Take the listing and print it in full, exactly as given.

▸ **DATASET SECTION**
-=-=-=-=-

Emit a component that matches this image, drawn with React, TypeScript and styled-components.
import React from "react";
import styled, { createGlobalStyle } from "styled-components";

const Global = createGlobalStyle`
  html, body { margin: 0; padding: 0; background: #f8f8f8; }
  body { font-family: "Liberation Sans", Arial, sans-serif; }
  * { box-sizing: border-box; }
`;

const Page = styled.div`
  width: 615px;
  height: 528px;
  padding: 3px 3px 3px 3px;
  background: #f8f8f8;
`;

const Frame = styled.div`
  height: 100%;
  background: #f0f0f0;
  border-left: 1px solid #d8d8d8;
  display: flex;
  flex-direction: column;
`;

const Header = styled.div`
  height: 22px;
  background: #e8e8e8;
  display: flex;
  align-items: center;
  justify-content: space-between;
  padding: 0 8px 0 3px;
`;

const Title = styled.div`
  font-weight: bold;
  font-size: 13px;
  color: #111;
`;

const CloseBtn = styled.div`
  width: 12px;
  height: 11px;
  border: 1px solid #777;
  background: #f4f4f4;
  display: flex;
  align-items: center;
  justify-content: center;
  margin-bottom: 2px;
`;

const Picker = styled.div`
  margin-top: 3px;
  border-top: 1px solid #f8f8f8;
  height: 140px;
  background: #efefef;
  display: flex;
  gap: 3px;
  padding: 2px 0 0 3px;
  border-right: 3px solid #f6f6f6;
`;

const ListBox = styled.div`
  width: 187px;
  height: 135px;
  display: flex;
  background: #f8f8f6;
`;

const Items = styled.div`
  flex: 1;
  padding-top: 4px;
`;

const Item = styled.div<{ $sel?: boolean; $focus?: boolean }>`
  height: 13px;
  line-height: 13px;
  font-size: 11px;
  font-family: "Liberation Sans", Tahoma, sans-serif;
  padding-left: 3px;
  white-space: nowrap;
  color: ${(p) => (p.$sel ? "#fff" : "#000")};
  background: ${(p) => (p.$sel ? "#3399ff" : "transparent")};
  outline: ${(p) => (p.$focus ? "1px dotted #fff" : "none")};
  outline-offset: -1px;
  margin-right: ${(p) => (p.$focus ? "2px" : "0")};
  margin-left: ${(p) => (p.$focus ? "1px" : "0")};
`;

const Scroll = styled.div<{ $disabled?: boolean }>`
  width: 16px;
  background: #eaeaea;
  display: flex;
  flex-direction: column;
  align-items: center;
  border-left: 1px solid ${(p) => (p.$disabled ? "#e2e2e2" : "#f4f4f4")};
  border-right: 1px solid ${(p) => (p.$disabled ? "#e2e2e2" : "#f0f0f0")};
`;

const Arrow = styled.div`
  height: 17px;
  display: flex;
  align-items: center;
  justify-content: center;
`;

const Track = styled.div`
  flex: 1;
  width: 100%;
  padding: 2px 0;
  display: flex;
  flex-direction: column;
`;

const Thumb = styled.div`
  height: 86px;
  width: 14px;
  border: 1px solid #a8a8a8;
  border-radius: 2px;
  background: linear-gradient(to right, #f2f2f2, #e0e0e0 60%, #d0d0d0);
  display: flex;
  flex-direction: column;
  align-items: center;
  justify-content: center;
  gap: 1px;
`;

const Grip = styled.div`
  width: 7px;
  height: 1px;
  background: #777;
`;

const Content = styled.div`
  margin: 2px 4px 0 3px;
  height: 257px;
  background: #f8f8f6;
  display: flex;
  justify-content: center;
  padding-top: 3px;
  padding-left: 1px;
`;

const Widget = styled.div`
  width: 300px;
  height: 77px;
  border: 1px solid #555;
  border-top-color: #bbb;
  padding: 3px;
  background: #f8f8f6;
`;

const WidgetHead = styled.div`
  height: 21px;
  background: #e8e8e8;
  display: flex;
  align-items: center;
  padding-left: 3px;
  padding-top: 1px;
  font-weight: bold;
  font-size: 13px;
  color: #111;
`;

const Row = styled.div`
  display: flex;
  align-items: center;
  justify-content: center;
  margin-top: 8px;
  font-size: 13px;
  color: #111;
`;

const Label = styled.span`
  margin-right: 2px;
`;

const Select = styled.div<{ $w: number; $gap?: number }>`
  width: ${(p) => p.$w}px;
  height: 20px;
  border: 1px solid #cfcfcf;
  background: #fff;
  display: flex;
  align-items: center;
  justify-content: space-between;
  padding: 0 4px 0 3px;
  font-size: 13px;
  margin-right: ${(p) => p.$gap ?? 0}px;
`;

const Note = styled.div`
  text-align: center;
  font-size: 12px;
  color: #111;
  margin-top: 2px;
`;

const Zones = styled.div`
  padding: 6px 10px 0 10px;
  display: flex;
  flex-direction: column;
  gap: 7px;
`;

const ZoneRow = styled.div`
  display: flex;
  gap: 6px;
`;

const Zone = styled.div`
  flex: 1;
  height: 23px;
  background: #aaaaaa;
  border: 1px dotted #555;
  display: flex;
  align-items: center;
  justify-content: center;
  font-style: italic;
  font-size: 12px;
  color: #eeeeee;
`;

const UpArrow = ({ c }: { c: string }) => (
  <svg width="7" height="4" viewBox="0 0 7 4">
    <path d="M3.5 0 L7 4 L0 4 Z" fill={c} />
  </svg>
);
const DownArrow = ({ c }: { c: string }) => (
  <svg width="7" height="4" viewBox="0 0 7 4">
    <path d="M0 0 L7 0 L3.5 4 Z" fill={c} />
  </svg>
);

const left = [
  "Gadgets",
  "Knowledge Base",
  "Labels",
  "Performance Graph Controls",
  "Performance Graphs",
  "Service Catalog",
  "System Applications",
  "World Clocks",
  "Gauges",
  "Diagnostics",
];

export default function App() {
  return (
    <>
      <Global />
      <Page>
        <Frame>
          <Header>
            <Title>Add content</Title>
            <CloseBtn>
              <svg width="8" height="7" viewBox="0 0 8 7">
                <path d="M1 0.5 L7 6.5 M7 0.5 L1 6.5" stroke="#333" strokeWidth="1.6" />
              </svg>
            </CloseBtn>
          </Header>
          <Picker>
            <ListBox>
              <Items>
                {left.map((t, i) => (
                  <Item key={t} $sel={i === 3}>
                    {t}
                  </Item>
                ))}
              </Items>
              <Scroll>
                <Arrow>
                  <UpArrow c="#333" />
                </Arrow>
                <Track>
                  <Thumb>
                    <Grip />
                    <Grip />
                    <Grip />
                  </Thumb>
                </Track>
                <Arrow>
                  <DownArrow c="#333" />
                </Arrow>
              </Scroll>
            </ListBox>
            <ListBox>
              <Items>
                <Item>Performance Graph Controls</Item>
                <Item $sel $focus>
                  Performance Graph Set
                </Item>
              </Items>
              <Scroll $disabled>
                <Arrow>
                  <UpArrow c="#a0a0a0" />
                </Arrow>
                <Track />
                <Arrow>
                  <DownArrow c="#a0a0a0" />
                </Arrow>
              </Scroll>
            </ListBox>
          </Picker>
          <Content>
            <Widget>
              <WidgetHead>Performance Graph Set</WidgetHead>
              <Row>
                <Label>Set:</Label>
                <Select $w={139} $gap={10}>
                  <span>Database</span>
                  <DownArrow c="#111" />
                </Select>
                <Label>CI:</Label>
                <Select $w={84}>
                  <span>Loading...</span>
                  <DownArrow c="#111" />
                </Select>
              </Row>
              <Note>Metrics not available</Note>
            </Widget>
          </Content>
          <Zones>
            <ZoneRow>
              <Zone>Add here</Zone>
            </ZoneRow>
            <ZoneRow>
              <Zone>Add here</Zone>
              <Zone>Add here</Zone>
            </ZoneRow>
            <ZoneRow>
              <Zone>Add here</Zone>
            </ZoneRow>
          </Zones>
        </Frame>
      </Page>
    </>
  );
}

-=-=-=-=-

▸ **RESULT OF THIS EXERCISE**
Emit a component that matches this image, drawn with React, TypeScript and styled-components.
import React from "react";
import styled, { createGlobalStyle } from "styled-components";

const Global = createGlobalStyle`
  html, body { margin: 0; padding: 0; background: #f8f8f8; }
  body { font-family: "Liberation Sans", Arial, sans-serif; }
  * { box-sizing: border-box; }
`;

const Page = styled.div`
  width: 615px;
  height: 528px;
  padding: 3px 3px 3px 3px;
  background: #f8f8f8;
`;

const Frame = styled.div`
  height: 100%;
  background: #f0f0f0;
  border-left: 1px solid #d8d8d8;
  display: flex;
  flex-direction: column;
`;

const Header = styled.div`
  height: 22px;
  background: #e8e8e8;
  display: flex;
  align-items: center;
  justify-content: space-between;
  padding: 0 8px 0 3px;
`;

const Title = styled.div`
  font-weight: bold;
  font-size: 13px;
  color: #111;
`;

const CloseBtn = styled.div`
  width: 12px;
  height: 11px;
  border: 1px solid #777;
  background: #f4f4f4;
  display: flex;
  align-items: center;
  justify-content: center;
  margin-bottom: 2px;
`;

const Picker = styled.div`
  margin-top: 3px;
  border-top: 1px solid #f8f8f8;
  height: 140px;
  background: #efefef;
  display: flex;
  gap: 3px;
  padding: 2px 0 0 3px;
  border-right: 3px solid #f6f6f6;
`;

const ListBox = styled.div`
  width: 187px;
  height: 135px;
  display: flex;
  background: #f8f8f6;
`;

const Items = styled.div`
  flex: 1;
  padding-top: 4px;
`;

const Item = styled.div<{ $sel?: boolean; $focus?: boolean }>`
  height: 13px;
  line-height: 13px;
  font-size: 11px;
  font-family: "Liberation Sans", Tahoma, sans-serif;
  padding-left: 3px;
  white-space: nowrap;
  color: ${(p) => (p.$sel ? "#fff" : "#000")};
  background: ${(p) => (p.$sel ? "#3399ff" : "transparent")};
  outline: ${(p) => (p.$focus ? "1px dotted #fff" : "none")};
  outline-offset: -1px;
  margin-right: ${(p) => (p.$focus ? "2px" : "0")};
  margin-left: ${(p) => (p.$focus ? "1px" : "0")};
`;

const Scroll = styled.div<{ $disabled?: boolean }>`
  width: 16px;
  background: #eaeaea;
  display: flex;
  flex-direction: column;
  align-items: center;
  border-left: 1px solid ${(p) => (p.$disabled ? "#e2e2e2" : "#f4f4f4")};
  border-right: 1px solid ${(p) => (p.$disabled ? "#e2e2e2" : "#f0f0f0")};
`;

const Arrow = styled.div`
  height: 17px;
  display: flex;
  align-items: center;
  justify-content: center;
`;

const Track = styled.div`
  flex: 1;
  width: 100%;
  padding: 2px 0;
  display: flex;
  flex-direction: column;
`;

const Thumb = styled.div`
  height: 86px;
  width: 14px;
  border: 1px solid #a8a8a8;
  border-radius: 2px;
  background: linear-gradient(to right, #f2f2f2, #e0e0e0 60%, #d0d0d0);
  display: flex;
  flex-direction: column;
  align-items: center;
  justify-content: center;
  gap: 1px;
`;

const Grip = styled.div`
  width: 7px;
  height: 1px;
  background: #777;
`;

const Content = styled.div`
  margin: 2px 4px 0 3px;
  height: 257px;
  background: #f8f8f6;
  display: flex;
  justify-content: center;
  padding-top: 3px;
  padding-left: 1px;
`;

const Widget = styled.div`
  width: 300px;
  height: 77px;
  border: 1px solid #555;
  border-top-color: #bbb;
  padding: 3px;
  background: #f8f8f6;
`;

const WidgetHead = styled.div`
  height: 21px;
  background: #e8e8e8;
  display: flex;
  align-items: center;
  padding-left: 3px;
  padding-top: 1px;
  font-weight: bold;
  font-size: 13px;
  color: #111;
`;

const Row = styled.div`
  display: flex;
  align-items: center;
  justify-content: center;
  margin-top: 8px;
  font-size: 13px;
  color: #111;
`;

const Label = styled.span`
  margin-right: 2px;
`;

const Select = styled.div<{ $w: number; $gap?: number }>`
  width: ${(p) => p.$w}px;
  height: 20px;
  border: 1px solid #cfcfcf;
  background: #fff;
  display: flex;
  align-items: center;
  justify-content: space-between;
  padding: 0 4px 0 3px;
  font-size: 13px;
  margin-right: ${(p) => p.$gap ?? 0}px;
`;

const Note = styled.div`
  text-align: center;
  font-size: 12px;
  color: #111;
  margin-top: 2px;
`;

const Zones = styled.div`
  padding: 6px 10px 0 10px;
  display: flex;
  flex-direction: column;
  gap: 7px;
`;

const ZoneRow = styled.div`
  display: flex;
  gap: 6px;
`;

const Zone = styled.div`
  flex: 1;
  height: 23px;
  background: #aaaaaa;
  border: 1px dotted #555;
  display: flex;
  align-items: center;
  justify-content: center;
  font-style: italic;
  font-size: 12px;
  color: #eeeeee;
`;

const UpArrow = ({ c }: { c: string }) => (
  <svg width="7" height="4" viewBox="0 0 7 4">
    <path d="M3.5 0 L7 4 L0 4 Z" fill={c} />
  </svg>
);
const DownArrow = ({ c }: { c: string }) => (
  <svg width="7" height="4" viewBox="0 0 7 4">
    <path d="M0 0 L7 0 L3.5 4 Z" fill={c} />
  </svg>
);

const left = [
  "Gadgets",
  "Knowledge Base",
  "Labels",
  "Performance Graph Controls",
  "Performance Graphs",
  "Service Catalog",
  "System Applications",
  "World Clocks",
  "Gauges",
  "Diagnostics",
];

export default function App() {
  return (
    <>
      <Global />
      <Page>
        <Frame>
          <Header>
            <Title>Add content</Title>
            <CloseBtn>
              <svg width="8" height="7" viewBox="0 0 8 7">
                <path d="M1 0.5 L7 6.5 M7 0.5 L1 6.5" stroke="#333" strokeWidth="1.6" />
              </svg>
            </CloseBtn>
          </Header>
          <Picker>
            <ListBox>
              <Items>
                {left.map((t, i) => (
                  <Item key={t} $sel={i === 3}>
                    {t}
                  </Item>
                ))}
              </Items>
              <Scroll>
                <Arrow>
                  <UpArrow c="#333" />
                </Arrow>
                <Track>
                  <Thumb>
                    <Grip />
                    <Grip />
                    <Grip />
                  </Thumb>
                </Track>
                <Arrow>
                  <DownArrow c="#333" />
                </Arrow>
              </Scroll>
            </ListBox>
            <ListBox>
              <Items>
                <Item>Performance Graph Controls</Item>
                <Item $sel $focus>
                  Performance Graph Set
                </Item>
              </Items>
              <Scroll $disabled>
                <Arrow>
                  <UpArrow c="#a0a0a0" />
                </Arrow>
                <Track />
                <Arrow>
                  <DownArrow c="#a0a0a0" />
                </Arrow>
              </Scroll>
            </ListBox>
          </Picker>
          <Content>
            <Widget>
              <WidgetHead>Performance Graph Set</WidgetHead>
              <Row>
                <Label>Set:</Label>
                <Select $w={139} $gap={10}>
                  <span>Database</span>
                  <DownArrow c="#111" />
                </Select>
                <Label>CI:</Label>
                <Select $w={84}>
                  <span>Loading...</span>
                  <DownArrow c="#111" />
                </Select>
              </Row>
              <Note>Metrics not available</Note>
            </Widget>
          </Content>
          <Zones>
            <ZoneRow>
              <Zone>Add here</Zone>
            </ZoneRow>
            <ZoneRow>
              <Zone>Add here</Zone>
              <Zone>Add here</Zone>
            </ZoneRow>
            <ZoneRow>
              <Zone>Add here</Zone>
            </ZoneRow>
          </Zones>
        </Frame>
      </Page>
    </>
  );
}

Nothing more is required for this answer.